As variações das tonalidades surpreendem no andamento, mais voltado ao minimalismo, e até, de certa forma, sedutor esse jogo de construções frágeis que o Kreng estabelece. Os músicos devem seguir rigorosamente a composição (a não ser nas partes obviamente reservadas para o livre improviso) porque, em nenhum momento saímos da aflição constante através das músicas. Essa sensação exclui a lógica que os nomes das músicas (e a sequência que elas estão dispostas) propõem, esse ressentimento reinante pode ser visto como o “núcleo”, embora nunca de forma objetiva ou determinada. Não é um álbum, então, de aceitação. Ele não oferece conclusões e soa muito instável, muito incoerente ao que podíamos imaginar antes. Kreng discursa sobre o luto e sobre isso não há explicações claras- apenas migalhas, restos, vislumbres, dias.

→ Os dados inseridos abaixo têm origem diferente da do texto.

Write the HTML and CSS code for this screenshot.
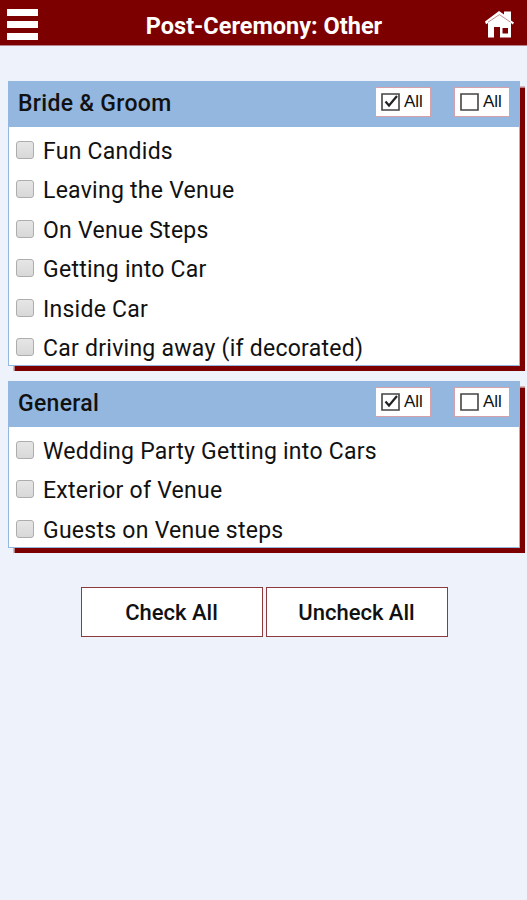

E isso tudo seguiria de forma bem resistente e, de certa forma, perturbadora, se as últimas duas faixas não entregassem toda a previsibilidade que, depois de escutadas especificamente essas ambas as músicas, vamos lamentar não ter reparado isso antes. Ao invés de procurar uma “aceitação”, elas desestabilizam a “fragilidade emocional” que o disco meticulosamente ensaiava construir. Penso nelas como reciclagens de ideias repetidas, apenas “adicionando” uma banda (Amenra) para tentar garantir outro ponto de vista para o corpo sonoro do disco. Não soa uma “fusão” de estilos, mas sim uma tentativa desesperada de mostrar que dá para fazer outra coisa, que o Kreng não quer se esconder sob a mesmice. Penso no conceito de The Summoner e, se no meio do disco fiquei em dúvida se o desejo era implodir as pré-determinações, no fim do álbum tenho a plena certeza de que não. A ideia era fazer um caminho da “redenção”. Penso nessa ausência como algo fundamental para tentar demonstrar o luto e escancarar seu sofrimento e a penúria que é viver sob seu desígnio. Porém, enquanto algumas composições realmente valem aqui, a sensação é de que os músicos penaram muito para algo com tão pouco a oferecer.